Her seçim önemlidir. Bu anlayışı kabul ediyorum ancak bazı seçimler vardır ki, Türkiye’nin kaderini adeta yeniden yapılandırmıştır. Örneğin 2017 yılında yapılan referandum ile Türkiye ilk defa deneyimlediği başkanlık sistemine geçti. 2018 yılından itibaren sürdürülen bu sistem ülkemize ne gibi kazanımlar sundu veya kaybettirdi, bunu iyi okumak lazım.
Yerel seçimler öncesi bu sistemin, kent yaşamına ve ülke ekonomisine ne gibi faydaları veya zararları oldu bunu iyi anlayarak sandığa gitmekte fayda var. Başkanlık sistemi ile beraber Başbakanlık, aktif olarak çalışan Bakanlar Kurulu ve diğer tüm yetkiler Cumhurbaşkanlığı makamına devredildi. Sayısız, hatta aşırı fazla diyebileceğimiz yetkiler tek makama bağlandı.
Yerel anlamda da bu sistemin getirdiklerini iliklerimize kadar hissediyoruz.
Geldiğimiz noktada, Cumhurbaşkanı Erdoğan’ın miting için gittiği her yerde dillendirdiği gibi, ‘iktidar ile yerel yönetimler aynı partiden olmalı’ sözleri, yerel yönetimleri de tek elde toplama çabası olarak görüyorum. Bu iyi mi kötü mü karar verecek olan Türk milleti.
Bana göre bu anlayış merkezi yönetimde belki işe yarar.
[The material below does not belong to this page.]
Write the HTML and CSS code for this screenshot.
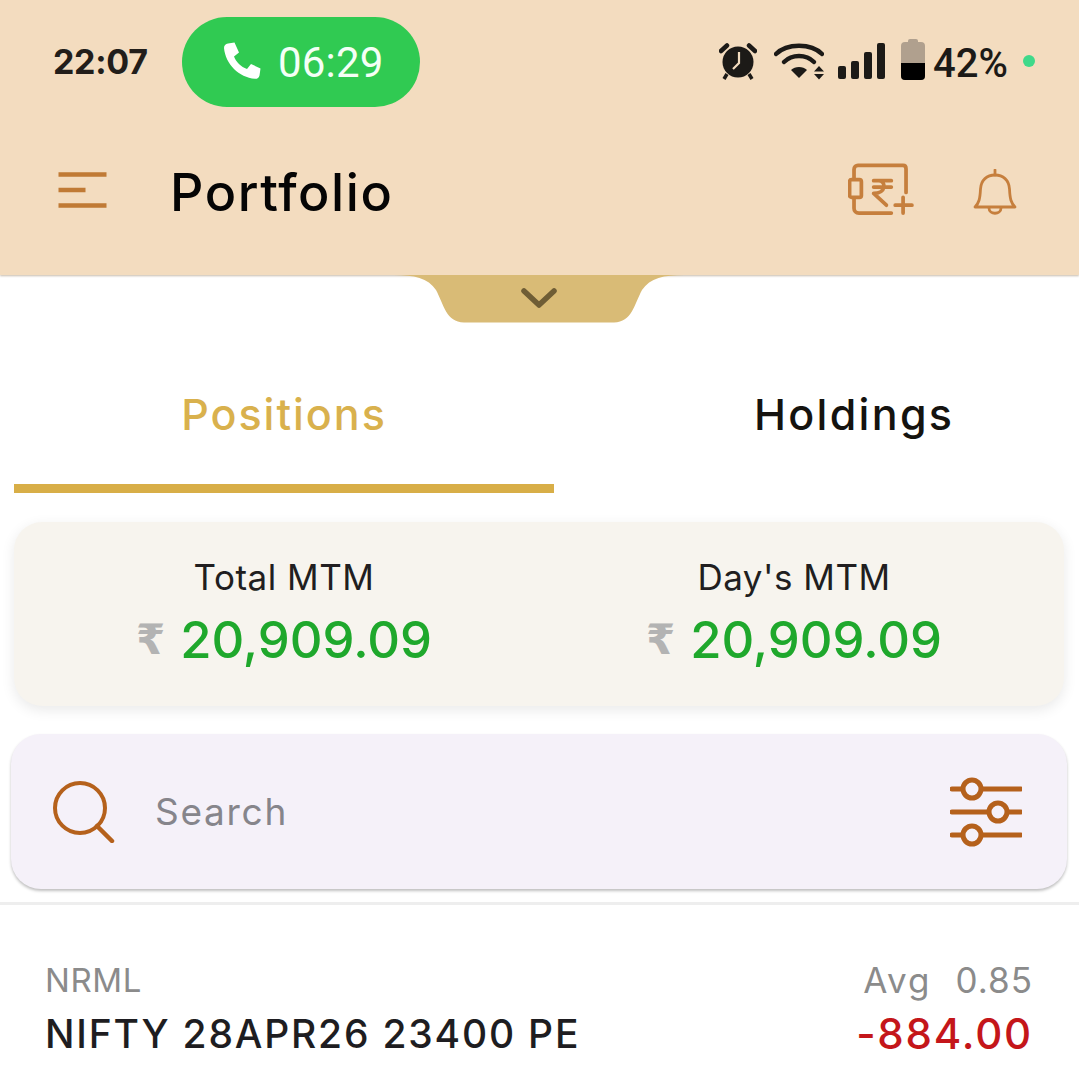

Ancak yerelde madalyonun bir de arka yüzü var. Her ilin kendine göre ayrı bir özelliği, yaşam tarzı var. Yani ayrı bir ruh yapısı var. Bu mozaiği tek bir anlayışın içine sokmaya çalışmak ne derece doğru?
Son beş yılda İstanbul, Ankara, Antalya gibi illere baktığımızda aslında neden ‘tek elde toplanmaması’ gerektiğini daha iyi anlıyoruz.
Memleketin ‘başarılı ve güzel işlerini tek bir partiden çıkan adayın yapmasını beklemek’ doğru değil.
Bu söylemi devletten destek almak açısından değerlendirirsek, merkezi sistemin yerel yönetimlere maddi ve manevi destek sağlaması kanunlarla sabittir. Bunu de geçelim, iktidar sahibi, o kentte yaşayan insanlardan da sorumludur. Oradakiler de kendi vatandaşıdır, bu nedenle, ‘o bizim partiden değil, oraya destek yok’ demek vatandaşı çok üzer. Kaldı ki, genel seçimlerde Ak Parti’ye oy vermiş milyonlarca insan, geçtiğimiz yerel seçimlerde birçok büyükşehir ve ilçelerde muhalefet partilerine oy vermiş ve göreve getirmiştir.
Son beş yılda muhalefet belediye başkanlarının kenti nasıl yönettiğine karar verecek olan vatandaştır. Onların demokratik tercihlerini küçümsemek, yok saymak doğru bir anlayış değildir.
‘İktidar ile yerel yönetimler aynı partiden olmalı’ açıklamaları, ne kadar iyi niyetli olursa olsun halkımız tarafından kabul görmez.